Tahapan pun berkembang menuju kesadaran manusia untuk mencari solusi agar dapat hidup bersama. Dalam tahap ini, suku ‘Aws dan Khazraj yang sudah mulai bosan dengan peperangan memilih Muhammad yang berada di Kota Makkah sebagai pihak netral yang akan menjadi mediator konflik. Muhammad pun mengirimkan satu orang delegasinya, Mush’ab bin ‘Umair, sebagai perwakilannya di Yastrib. Kesempatan ini dimanfaatkan dengan baik oleh Muhammad untuk mempersiapkan “rumah” baru bagi dakwahnya menggantikan situasi Kota Makkah yang tidak kondusif untuk mengembangkan dakwah.

Mush’ab pun berhasil dan rakyat Yastrib mencapai tahapan perjanjian faktum unionis, perang dan permusuhan usai. Dalam beberapa tahun berikutnya, Yastrib telah berkembang dan telah memiliki pendukung terpentingnya sebagai negara: persatuan dan kesatuan rakyat. Muhammad yang telah populer di sana kemudian berhijrah menuju kota tersebut dan mayoritas rakyat Yastrib menerimanya sebagai pemimpin. Ketika itu, beberapa suku beragama Yahudi dan sebagian suku arab di Yastrib masih belum bisa menerima hal ini. Dengan niat yang luhur dan karakter kepemimpinan yang superior, Muhammad mengunjungi seluruh suku tersebut untuk mendengar kebutuhan dan kepentingan mereka. Pada akhirnya, pada tahun 622 M, mereka pun menerima Piagam Madinah sebagai pelindung bagi hak dan kepentingan mereka sebagai rakyat Madinah.
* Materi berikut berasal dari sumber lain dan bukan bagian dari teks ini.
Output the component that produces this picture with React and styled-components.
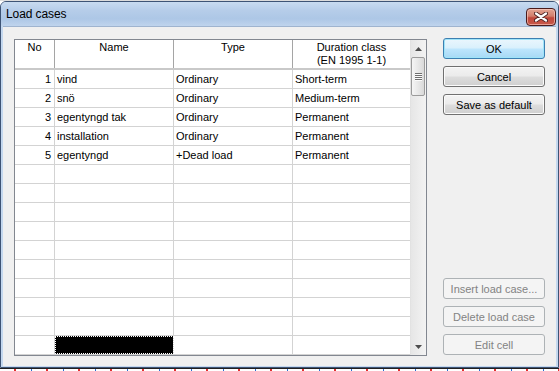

Piagam Madinah sebagai undang-undang dasar telah:
• secara tidak langsung, mendeklarasikan Yastrib bertransformasi menjadi Negara-Kota Madinah (City-State of Madinah);
• membangun aturan-aturan pemerintahan;
• mengamanatkan isu-isu sosial yang spesifik yang dapat mengubur perpecahan yang telah lama terjadi di kota itu;
• mengamanatkan perlindungan terhadap hak dan kewajiban warga negara; dan
• mengamanatkan penyediaan pelayanan hukum yang adil bagi semua pihak sehingga tidak ada lagi penyelesaian masalah dengan aksi-aksi militer dari masing-masing suku.
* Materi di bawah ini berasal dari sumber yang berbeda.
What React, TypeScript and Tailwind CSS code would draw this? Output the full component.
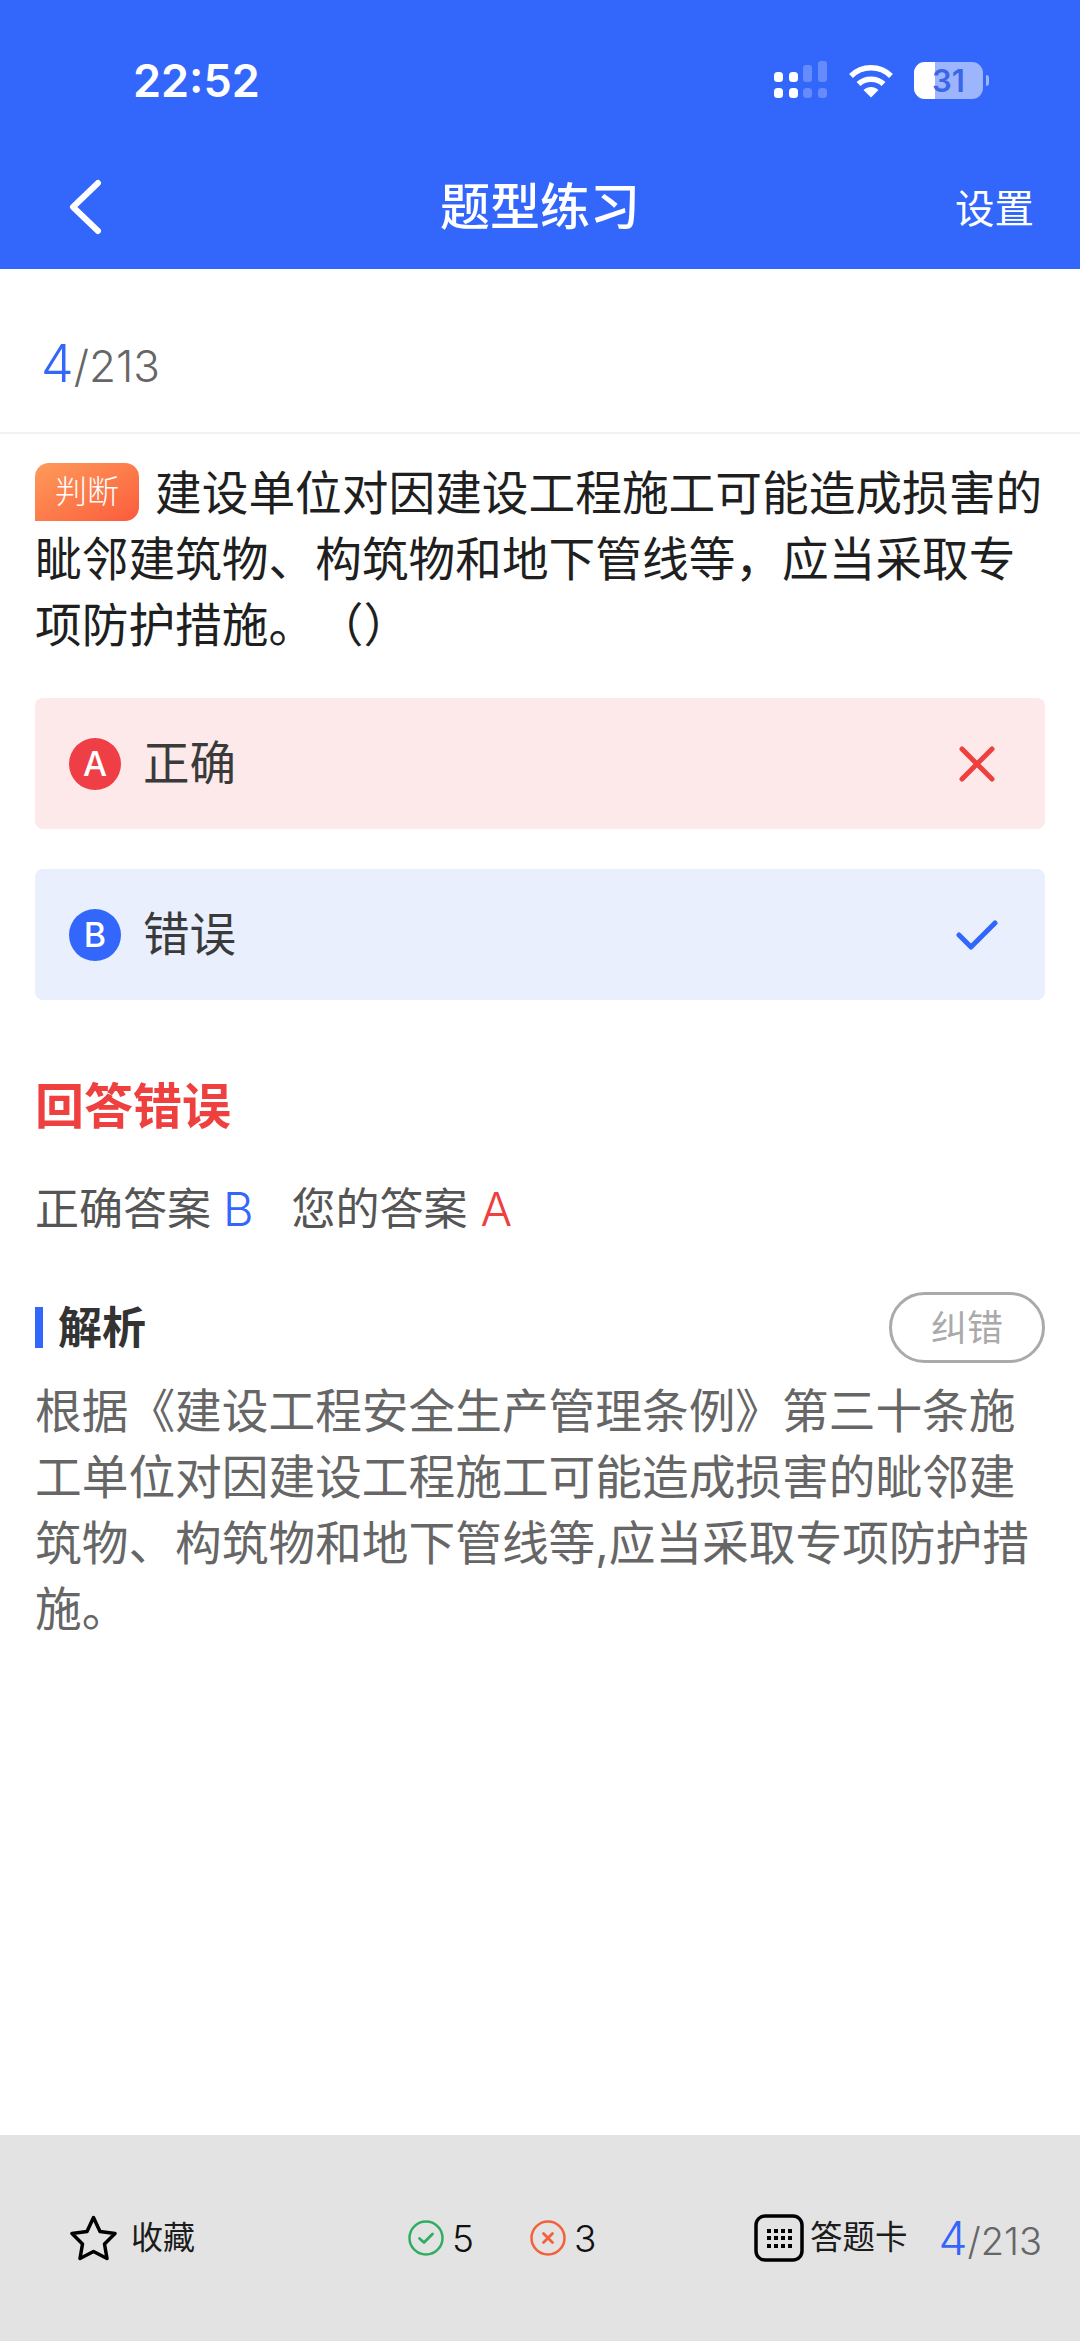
import React from "react";

const FONT = 'Inter, "Noto Sans CJK SC", sans-serif';

function Signal() {
  return (
    <svg width="54" height="38" viewBox="0 0 54 38" fill="#fff">
      <rect x="0" y="11" width="9" height="10" rx="3.5" />
      <rect x="15" y="11" width="9" height="10" rx="3.5" />
      <rect x="29" y="4" width="9" height="17" rx="3" opacity="0.25" />
      <rect x="44" y="0" width="9" height="21" rx="3" opacity="0.25" />
      <rect x="0" y="27" width="9" height="10" rx="3.5" />
      <rect x="15" y="27" width="9" height="10" rx="3.5" />
      <rect x="29" y="27" width="9" height="10" rx="3.5" opacity="0.25" />
      <rect x="44" y="27" width="9" height="10" rx="3.5" opacity="0.25" />
    </svg>
  );
}

function Wifi() {
  return (
    <svg width="46" height="35" viewBox="0 0 46 35" fill="none" stroke="#fff" strokeWidth="5.5">
      <path d="M3 13 C14 2 32 2 43 13" />
      <path d="M10.5 21 C17 14.5 29 14.5 35.5 21" />
      <path d="M15.5 27 L23 34.5 L30.5 27 C26 23 20 23 15.5 27 Z" fill="#fff" stroke="none" />
    </svg>
  );
}

function Battery() {
  return (
    <div className="relative flex items-center">
      <div className="relative flex h-[37px] w-[69px] items-center justify-center overflow-hidden rounded-[11px] bg-[#9db5fc]">
        <div className="absolute inset-y-0 left-0 w-[21px] bg-white" />
        <span className="relative text-[31px] font-semibold leading-none text-[#3a66ea]">31</span>
      </div>
      <div className="ml-[3px] h-[11px] w-[3px] rounded-r-full bg-[#9db5fc]" />
    </div>
  );
}

function Option({ letter, label, tone, icon }: { letter: string; label: string; tone: "red" | "blue"; icon: React.ReactNode }) {
  const red = tone === "red";
  return (
    <div className={`flex h-[131px] items-center rounded-[8px] pl-[34px] pr-[47px] ${red ? "bg-[#fde9e9]" : "bg-[#e9effd]"}`}>
      <div className={`flex h-[52px] w-[52px] items-center justify-center rounded-full text-[34px] font-medium leading-none text-white ${red ? "bg-[#ef3e46]" : "bg-[#3366fa]"}`}>
        {letter}
      </div>
      <span className="ml-[22px] text-[46.5px] leading-none text-[#3a3a3a]">{label}</span>
      <div className="ml-auto flex w-[42px] items-center justify-center">{icon}</div>
    </div>
  );
}

export default function App() {
  return (
    <div className="flex h-[2341px] w-[1080px] flex-col overflow-hidden bg-white" style={{ fontFamily: FONT }}>
      <header className="flex h-[269px] shrink-0 flex-col bg-[#3366fa] text-white">
        <div className="mt-[60px] flex h-[40px] items-center justify-between pl-[133px] pr-[91px]">
          <span className="text-[45px] font-semibold leading-none">22:52</span>
          <div className="flex items-center">
            <Signal />
            <div className="ml-[20px]"><Wifi /></div>
            <div className="ml-[20px]"><Battery /></div>
          </div>
        </div>
        <div className="mt-[77px] grid h-[60px] grid-cols-[1fr_auto_1fr] items-center px-[46px]">
          <svg className="ml-[20px]" width="40" height="56" viewBox="0 0 40 56" fill="none" stroke="#fff" strokeWidth="6" strokeLinecap="round" strokeLinejoin="round">
            <path d="M32 4 L7 28 L32 52" />
          </svg>
          <span className="text-[50px] font-medium leading-none">题型练习</span>
          <span className="mt-[5px] justify-self-end text-[39.5px] leading-none">设置</span>
        </div>
      </header>

      <main className="flex min-h-0 flex-1 flex-col">
        <div className="flex h-[165px] items-baseline border-b-2 border-[#f2f2f2] pl-[41px] pt-[69px] leading-none">
          <span className="text-[52px] font-light leading-none text-[#3366fa]">4</span>
          <span className="text-[44px] font-light leading-none text-[#666]">/213</span>
        </div>

        <div className="px-[35px]">
          <p className="mt-[26px] text-[46.7px] leading-[66px] text-[#1f1f1f]">
            <span className="mr-[16px] mt-[3px] inline-flex h-[58px] w-[104px] items-center justify-center rounded-[14px] rounded-bl-none bg-gradient-to-br from-[#fd9a5a] to-[#fb5a3c] align-top text-[32px] font-light leading-none text-white">
              判断
            </span>
            建设单位对因建设工程施工可能造成损害的眦邻建筑物、构筑物和地下管线等，应当采取专项防护措施。<span className="ml-[25px]">（）</span>
          </p>

          <div className="mt-[40px] flex flex-col gap-[40px]">
            <Option
              letter="A"
              label="正确"
              tone="red"
              icon={
                <svg width="36" height="36" viewBox="0 0 36 36" fill="none" stroke="#ef4040" strokeWidth="5" strokeLinecap="round">
                  <path d="M3 3 L33 33 M33 3 L3 33" />
                </svg>
              }
            />
            <Option
              letter="B"
              label="错误"
              tone="blue"
              icon={
                <svg width="42" height="30" viewBox="0 0 42 30" fill="none" stroke="#3366fa" strokeWidth="5" strokeLinecap="round" strokeLinejoin="round">
                  <path d="M3 15 L15 27 L39 3" />
                </svg>
              }
            />
          </div>

          <h2 className="mt-[82px] text-[49px] font-bold leading-none text-[#ef4040]">回答错误</h2>

          <div className="mt-[54px] flex items-center text-[44px] leading-none text-[#555]">
            <span>正确答案</span>
            <span className="ml-[12px] text-[47px] font-light leading-none text-[#3366fa]">B</span>
            <span className="ml-[38px]">您的答案</span>
            <span className="ml-[13px] text-[47px] font-light leading-none text-[#ef4040]">A</span>
          </div>

          <div className="mt-[60px] flex items-center justify-between">
            <div className="flex items-center">
              <div className="h-[41px] w-[8px] bg-[#3366fa]" />
              <span className="ml-[15px] text-[44px] font-bold leading-none text-[#333]">解析</span>
            </div>
            <div className="flex h-[71px] w-[156px] items-center justify-center rounded-full border-[3px] border-[#aaa] text-[36px] leading-none text-[#aaa]">
              纠错
            </div>
          </div>

          <p className="mt-[15px] text-[46.7px] leading-[66px] text-[#666]">
            根据《建设工程安全生产管理条例》第三十条施工单位对因建设工程施工可能造成损害的眦邻建筑物、构筑物和地下管线等,应当采取专项防护措施。
          </p>
        </div>
      </main>

      <footer className="flex h-[206px] shrink-0 bg-[#e3e3e3] pt-[80px]">
        <div className="flex h-[46px] w-full items-center pl-[70px] pr-[38px]">
          <svg width="47" height="46" viewBox="0 0 47 46" fill="none" stroke="#000" strokeWidth="3.5" strokeLinejoin="round">
            <path d="M23.5 2.5 L30 16.5 L45 18.5 L34.5 29 L37 43.5 L23.5 36.5 L10 43.5 L12.5 29 L2 18.5 L17 16.5 Z" />
          </svg>
          <span className="ml-[14px] text-[32px] leading-none text-[#1c1c1c]">收藏</span>

          <svg className="ml-[213px]" width="36" height="36" viewBox="0 0 36 36" fill="none" stroke="#2fae62">
            <circle cx="18" cy="18" r="16.5" strokeWidth="2.5" />
            <path d="M11.5 18.5 L16 22.5 L24.5 14" strokeWidth="2.8" strokeLinecap="round" strokeLinejoin="round" />
          </svg>
          <span className="ml-[8px] text-[37px] font-light leading-none text-[#111]">5</span>

          <svg className="ml-[56px]" width="36" height="36" viewBox="0 0 36 36" fill="none" stroke="#f4603c">
            <circle cx="18" cy="18" r="16.5" strokeWidth="2.5" />
            <path d="M13.5 13.5 L22.5 22.5 M22.5 13.5 L13.5 22.5" strokeWidth="2.8" strokeLinecap="round" />
          </svg>
          <span className="ml-[8px] text-[37px] font-light leading-none text-[#111]">3</span>

          <svg className="ml-auto" width="50" height="48" viewBox="0 0 50 48" fill="none">
            <rect x="2" y="2" width="46" height="44" rx="9" stroke="#000" strokeWidth="3.5" />
            <g fill="#000">
              <rect x="13" y="15" width="4" height="4" /><rect x="20" y="15" width="4" height="4" /><rect x="27" y="15" width="4" height="4" /><rect x="34" y="15" width="4" height="4" />
              <rect x="13" y="22" width="4" height="4" /><rect x="20" y="22" width="4" height="4" /><rect x="27" y="22" width="4" height="4" /><rect x="34" y="22" width="4" height="4" />
              <rect x="13" y="30" width="4" height="4" /><rect x="20" y="30" width="4" height="4" /><rect x="27" y="30" width="4" height="4" /><rect x="34" y="30" width="4" height="4" />
            </g>
          </svg>
          <span className="ml-[6px] text-[32.5px] leading-none text-[#1c1c1c]">答题卡</span>
          <div className="ml-[31px] flex items-baseline leading-none">
            <span className="text-[46px] font-light leading-none text-[#3366fa]">4</span>
            <span className="text-[38px] font-light leading-none text-[#666]">/213</span>
          </div>
        </div>
      </footer>
    </div>
  );
}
Dengan demikian, berdirilah Madinah pada tahap faktum subjektionis, penyerahan kekuasaan rakyat kepada pemimpinnya sebagai penjaga perjanjian atau hasil konsensus yang bernama Konstitusi atau Piagam Madinah.


Konstitusi dan Piagam Madinah

Pada pembukaan, penulis menyatakan bahwa lahirnya Piagam Madinah merupakan loncatan besar pemikiran modern di masa itu. Tanpa disadari oleh Muhammad dan rakyat Madinah, mereka telah mempunyai sebuah undang-undang dasar atau konstitusi pertama yang tertulis dan terkodifikasi. Hal ini dapat dijelaskan karena istilah konstitusi atau undang-undang dasar tidak pernah dikenal oleh bangsa Arab pada abad ke-7 M. Artinya, mereka melakukan penemuan yang bersifat mandiri. Istilah konsitusi memang sudah dikenal sejak negara-negara kota Yunani menganut paham demokrasi pada abad ke-6 SM. Namun, seiring perkembangan waktu, istilah ini juga tenggelam ketika Eropa memasuki abad kegelapan mereka.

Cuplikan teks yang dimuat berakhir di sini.